René Magritte

La llave del campo (1933)

René Magritte

n. 1898 en Lessines (Bélgica), f. 1967 en Bruselas

Óleo sobre lienzo, 80 x 60 cm.
Madrid., Museo Thyssen-Bornemisza
En 1925, Rene Magritte, que tras haberse formado en la Academia de las Artes de Bruselas venía trabajando como cartelista y publicitario, pintó sus primeros cuadros surrealistas bajo la impresión que le produjo la obra de Giorgio de Chirico. En París se integró en el grupo surrealista presidido por André Bretón y de 1927 a 1930 vivió en Perreux-sur-Marne, cerca de la capital francesa.

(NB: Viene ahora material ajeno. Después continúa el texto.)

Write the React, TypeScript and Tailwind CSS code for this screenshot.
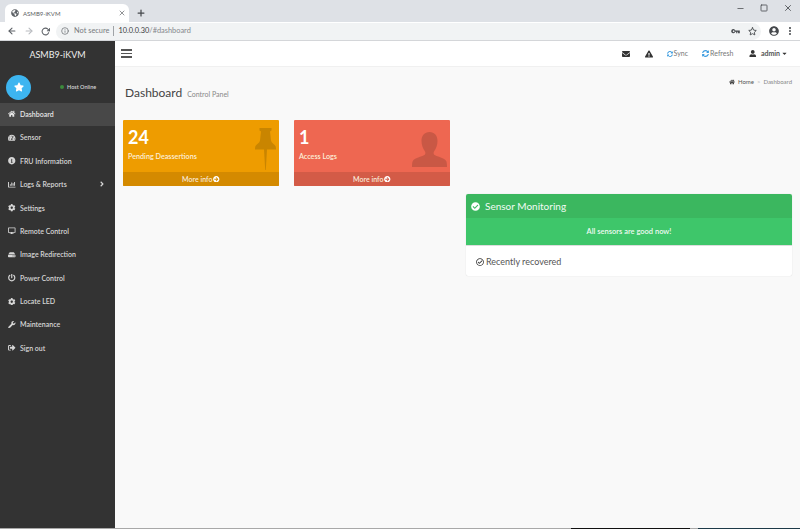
import type { ReactNode } from "react";
import type { IconType } from "react-icons";
import {
  FaAngleRight,
  FaArrowCircleRight,
  FaCaretDown,
  FaChartBar,
  FaCheckCircle,
  FaCog,
  FaDesktop,
  FaEnvelope,
  FaExclamationTriangle,
  FaGlobeAmericas,
  FaHdd,
  FaHome,
  FaInfoCircle,
  FaPowerOff,
  FaRegCheckCircle,
  FaSignOutAlt,
  FaStar,
  FaSyncAlt,
  FaTachometerAlt,
  FaUser,
  FaUserCircle,
  FaWrench,
} from "react-icons/fa";
import { FiArrowLeft, FiArrowRight, FiInfo, FiMoreVertical, FiRotateCw, FiStar, FiX, FiPlus, FiMinus, FiSquare } from "react-icons/fi";

const menu: { label: string; icon: IconType; arrow?: boolean }[] = [
  { label: "Dashboard", icon: FaHome },
  { label: "Sensor", icon: FaTachometerAlt },
  { label: "FRU Information", icon: FaInfoCircle },
  { label: "Logs & Reports", icon: FaChartBar, arrow: true },
  { label: "Settings", icon: FaCog },
  { label: "Remote Control", icon: FaDesktop },
  { label: "Image Redirection", icon: FaHdd },
  { label: "Power Control", icon: FaPowerOff },
  { label: "Locate LED", icon: FaCog },
  { label: "Maintenance", icon: FaWrench },
  { label: "Sign out", icon: FaSignOutAlt },
];

function KeyIcon() {
  return (
    <svg viewBox="0 0 12 7" className="ml-auto h-[5px] w-[9px] text-[#45484c]" fill="currentColor">
      <path d="M3 0a3 3 0 1 0 2.8 4H7v2h1.6V4h1V6H12V2.2H5.8A3 3 0 0 0 3 0zm0 2a1.2 1.2 0 1 1 0 2.3A1.2 1.2 0 0 1 3 2z" />
    </svg>
  );
}

function PinIcon({ className }: { className: string }) {
  return (
    <svg viewBox="0 0 21 42" className={className} fill="currentColor">
      <path d="M4.5 0h12v2.5l-1.5 1 1 9c.4 2.5 3.5 3.5 4.5 5.5.4.8.5 2.5.5 3.5H12l-1.2 20.5h-.6L9 21.5H0c0-1 .1-2.7.5-3.5 1-2 4.1-3 4.5-5.5l1-9-1.500-1z" />
    </svg>
  );
}

function BustIcon({ className }: { className: string }) {
  return (
    <svg viewBox="0 0 35 35" className={className} fill="currentColor">
      <path d="M17.500 0c5 0 8 3.500 8 9 0 4-1.500 8-3.500 10.500-.6.8-.5 2.600.2 3.300 1.800 1.700 10 3 12 6.200.6 1 .8 3.500.8 6H0c0-2.500.2-5 .8-6 2-3.200 10.200-4.500 12-6.200.7-.7.8-2.500.2-3.300C11 17 9.500 13 9.500 9c0-5.500 3-9 8-9z" />
    </svg>
  );
}

function BrowserBar() {
  return (
    <div className="h-[41px] shrink-0 border-b border-[#d4d6d9] bg-white">
      <div className="flex h-[22px] items-end bg-[#dee1e6] pl-[5px]">
        <div className="flex h-[18px] w-[124px] items-center rounded-t-[6px] bg-white pl-[6px] pr-[3px] text-[#5a5d61]">
          <FaGlobeAmericas className="text-[8px] text-[#5f6368]" />
          <span className="ml-[4px] flex-1 text-[6px]">ASMB9-iKVM</span>
          <FiX className="text-[8px]" />
        </div>
        <FiPlus className="mb-[4px] ml-[7px] text-[10px] text-[#45484c]" strokeWidth={3} />
        <div className="ml-auto flex items-center gap-[15px] self-start pr-[7px] pt-[3px] text-[#45484c]">
          <FiMinus className="text-[9px]" />
          <FiSquare className="text-[8px]" strokeWidth={2.4} />
          <FiX className="text-[10px]" />
        </div>
      </div>
      <div className="flex h-[18px] items-center text-[#5f6368]">
        <FiArrowLeft className="ml-[7px] text-[10px]" strokeWidth={2.6} />
        <FiArrowRight className="ml-[7px] text-[10px] text-[#b9bcc0]" strokeWidth={2.6} />
        <FiRotateCw className="ml-[7px] text-[9px]" strokeWidth={2.8} />
        <div className="ml-[6px] flex h-[17px] w-[705px] items-center rounded-full bg-[#f1f3f4] pl-[5px] pr-[4px]">
          <FiInfo className="text-[8px]" />
          <span className="ml-[5px] text-[7.4px] text-[#777a7e]">Not secure</span>
          <span className="mx-[4px] h-[10px] w-px bg-[#a0a3a7]" />
          <span className="text-[7.4px] text-[#3c4043]">
            10.0.0.30<span className="text-[#85888c]">/#dashboard</span>
          </span>
          <KeyIcon />
          <FiStar className="ml-[8px] text-[9px] text-[#45484c]" strokeWidth={2.4} />
        </div>
        <FaUserCircle className="ml-[8px] text-[10px] text-[#45484c]" />
        <FiMoreVertical className="ml-[6px] text-[10px] text-[#45484c]" strokeWidth={3} />
      </div>
    </div>
  );
}

function Sidebar() {
  return (
    <aside className="w-[115px] shrink-0 bg-[#333333] text-[#d6d6d6]">
      <div className="flex h-[27px] items-center justify-center text-[9px] text-[#eeeeee]">ASMB9-iKVM</div>
      <div className="flex h-[35px] items-center pl-[6px] pt-[3px]">
        <div className="flex h-[25px] w-[25px] items-center justify-center rounded-full bg-[#3db5f0]">
          <FaStar className="text-[10px] text-white" />
        </div>
        <span className="ml-[29px] h-[4px] w-[4px] rounded-full bg-[#3c8a3c]" />
        <span className="ml-[3px] text-[5.5px] font-semibold">Host Online</span>
      </div>
      <nav className="mt-[-0.5px]">
        {menu.map(({ label, icon: Icon, arrow }, i) => (
          <div
            key={label}
            className={`flex h-[23.4px] items-center pl-[8px] pr-[9px] text-[7px] font-semibold ${
              i === 0 ? "bg-[#484848] text-[#e6e6e6]" : ""
            }`}
          >
            <span className="flex w-[12px] justify-start">
              <Icon className="text-[7.5px]" />
            </span>
            <span>{label}</span>
            {arrow && <FaAngleRight className="ml-auto text-[8px]" />}
          </div>
        ))}
      </nav>
    </aside>
  );
}

function TopNav() {
  return (
    <header className="flex h-[26px] shrink-0 items-center border-b border-[#f0f0f0] bg-white pl-[6px] pr-[12px] text-[#555555]">
      <div className="flex w-[11px] flex-col gap-[2px]">
        <span className="h-[1.5px] bg-[#555555]" />
        <span className="h-[1.5px] bg-[#555555]" />
        <span className="h-[1.5px] bg-[#555555]" />
      </div>
      <FaEnvelope className="ml-auto text-[8px] text-[#333333]" />
      <FaExclamationTriangle className="ml-[15px] text-[8px] text-[#333333]" />
      <FaSyncAlt className="ml-[14px] text-[6px] text-[#3c9ce0]" />
      <span className="ml-[1px] text-[7px] text-[#777777]">Sync</span>
      <FaSyncAlt className="ml-[14px] text-[7px] text-[#3c9ce0]" />
      <span className="ml-[1px] text-[7px] text-[#777777]">Refresh</span>
      <FaUser className="ml-[16px] text-[7.5px] text-[#333333]" />
      <span className="ml-[4px] text-[7px] font-bold text-[#555555]">admin</span>
      <FaCaretDown className="ml-[1px] text-[7px] text-[#333333]" />
    </header>
  );
}

function StatCard(props: { value: string; label: string; bg: string; foot: string; children: ReactNode }) {
  return (
    <div className={`relative flex h-[66px] flex-col overflow-hidden rounded-[1px] text-white ${props.bg}`}>
      <div className="flex-1 pl-[5px] pt-[5px]">
        <div className="text-[18px] font-bold leading-[24px]">{props.value}</div>
        <div className="mt-[3px] text-[7.2px] font-semibold leading-[10px] text-[#fdeed8]">{props.label}</div>
      </div>
      {props.children}
      <div className={`flex h-[14px] items-center justify-center gap-[1px] text-[7px] font-semibold text-[#f8e8d8] ${props.foot}`}>
        More info <FaArrowCircleRight className="text-[6.5px] text-white" />
      </div>
    </div>
  );
}

function Dashboard() {
  return (
    <main className="flex-1 bg-[#f9f9f9] text-[#444444]">
      <div className="flex items-start justify-between pl-[10px] pr-[8px]">
        <div className="flex items-baseline pt-[18px]">
          <h1 className="text-[12px] leading-[16px] text-[#444444]">Dashboard</h1>
          <span className="ml-[5px] text-[7px] text-[#888888]">Control Panel</span>
        </div>
        <div className="flex items-center pt-[10px] text-[6px]">
          <FaHome className="text-[6px] text-[#444444]" />
          <span className="ml-[3px] text-[#555555]">Home</span>
          <span className="mx-[3px] text-[#bbbbbb]">&gt;</span>
          <span className="text-[#888888]">Dashboard</span>
        </div>
      </div>
      <div className="mt-[19px] grid grid-cols-[156px_156px_327px] gap-x-[15px] pl-[8px]">
        <StatCard value="24" label="Pending Deassertions" bg="bg-[#ee9c00]" foot="bg-[#d48a00]">
          <PinIcon className="absolute right-[3px] top-[8px] h-[42px] w-[21px] text-[#c98500]" />
        </StatCard>
        <StatCard value="1" label="Access Logs" bg="bg-[#ee6751]" foot="bg-[#d35b47]">
          <BustIcon className="absolute right-[3px] top-[12px] h-[35px] w-[35px] text-[#c95845]" />
        </StatCard>
        <div />
        <section className="col-start-3 ml-[1px] mt-[8px] overflow-hidden rounded-[2px] bg-white shadow-[0_0_1px_rgba(0,0,0,0.2)]">
          <div className="flex h-[24px] items-center bg-[#3bb75f] pl-[5px] pt-[1px] text-[10px] text-[#f1fbf4]">
            <FaCheckCircle className="mr-[5px] text-[9px] text-white" />
            Sensor Monitoring
          </div>
          <div className="flex h-[28px] items-center justify-center border-b border-[#dddddd] bg-[#3ec66a] text-[7.5px] font-semibold text-[#eefaf2]">
            All sensors are good now!
          </div>
          <div className="flex h-[30px] items-center pl-[10px] pt-[1px] text-[9px] text-[#555555]">
            <FaRegCheckCircle className="mr-[2px] text-[8px] text-[#333333]" />
            Recently recovered
          </div>
        </section>
      </div>
    </main>
  );
}

export default function App() {
  return (
    <div className="flex h-[529px] w-[800px] flex-col overflow-hidden bg-white font-['Lato','Open_Sans',sans-serif]">
      <BrowserBar />
      <div className="flex min-h-0 flex-1">
        <Sidebar />
        <div className="flex min-w-0 flex-1 flex-col">
          <TopNav />
          <Dashboard />
        </div>
      </div>
      {/* taskbar sliver cropped at the bottom edge */}
      <div className="flex h-px shrink-0 bg-[#a8a8a8]">
        <div className="ml-[571px] w-[119px] bg-[#111111]" />
        <div className="ml-[8px] flex-1 bg-[#1d3a48]" />
      </div>
    </div>
  );
}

Tras ese corto lapso de tiempo volvió a Bruselas, donde permaneció hasta su muerte llevando una vida retirada y nada espectacular, manteniendo hacia fuera un aspecto de normalidad y cierto aburguesamiento.
La vida del pintor, cuyas apariciones en público desviaban de forma consciente la mirada hacia su auténtica existencia, dedicada exclusivamente al arte, se percibe como un reflejo de su obra, como un espejo de sus cuadros, cuyo verdadero objetivo, a pesar de todas las apariencias de banalidad, es la referencia a algo oculto, la inseguridad frente a lo secreto, la evocación de lo misterioso. Los paisajes de Magritte que constituyen buena parte de su obra, se centran justo en esta cuestión y en un primer momento dan la impresión de ser más fácilmente comprensibles que los tradicionales. El mismo modo de pintar de Magritte, «realista» y propio de la pintura de carteles, su manera de componer, clara y sencilla, y su concentración en lo esencial actúan como un lenguaje obvio y sin sentido oculto. Ahora bien, un análisis más detenido revela la ambigüedad de sus hallazgos pictóricos.
La llave del campo (La clef des champs) es un ejemplo singularmente notable de esta presencia oculta de lo misterioso. A través de una ventana se divisa un paisaje ondulado y suave. Al final de un prado amplio y levemente ascendente hay unos árboles frondosos; sobre ellos, la bóveda de un cielo débilmente azul. Nada turbaría la serenidad de este cuadro si no diese la impresión de quebrarse ante nuestros ojos: el cristal de la ventana por la que miramos salta en mil pedazos en el momento mismo de nuestra contemplación. Se deshace en minúsculos trozos que misteriosamente permanecen fieles al cuadro delante del cual se encontraban en forma de lámina transparente. Los fragmentos caídos al suelo no son transparentes; actúan como elementos de un rompecabezas que reproduce el paisaje visto a través de la ventana.
¿Estaba por tanto la perspectiva paisajística pintada sólo en el cristal de la ventana? ¿O no se trataba de un vidrio transparente, sino de un cuadro? Comprobamos que no existe una explicación unívoca, pues los trozos de cristal son contradictorios; el paisaje continúa intacto y es perfectamente visible tras el cristal roto. Al mismo tiempo, los trozos caídos al suelo se vuelven opacos y reflejan partes del paisaje, en tanto que los pedazos del cristal roto que continúan en el marco de la ventana siguen siendo transparentes. El espectador se ve obligado a realizar una labor de reconstrucción óptica que, a pesar de todos los esfuerzos, no transmite una seguridad ajena a cualquier duda.
La relación entre la realidad y la pintura se ha alterado rotundamente; aunque pintada al modo ilusionista, la obra de Magritte no transmite una fe segura en la identidad del cuadro y de la copia. Esta seguridad, garantizada en la pintura antigua a través de los siglos y evocada como trompe-l'oeil por las cortinas desplazadas lateralmente delante de la ventana, ya no existe.


«Mí pintura consiste en imágenes visibles que no ocultan nada; evocan el misterio ... El misterio tampoco quiere decir nada, es incognoscible.»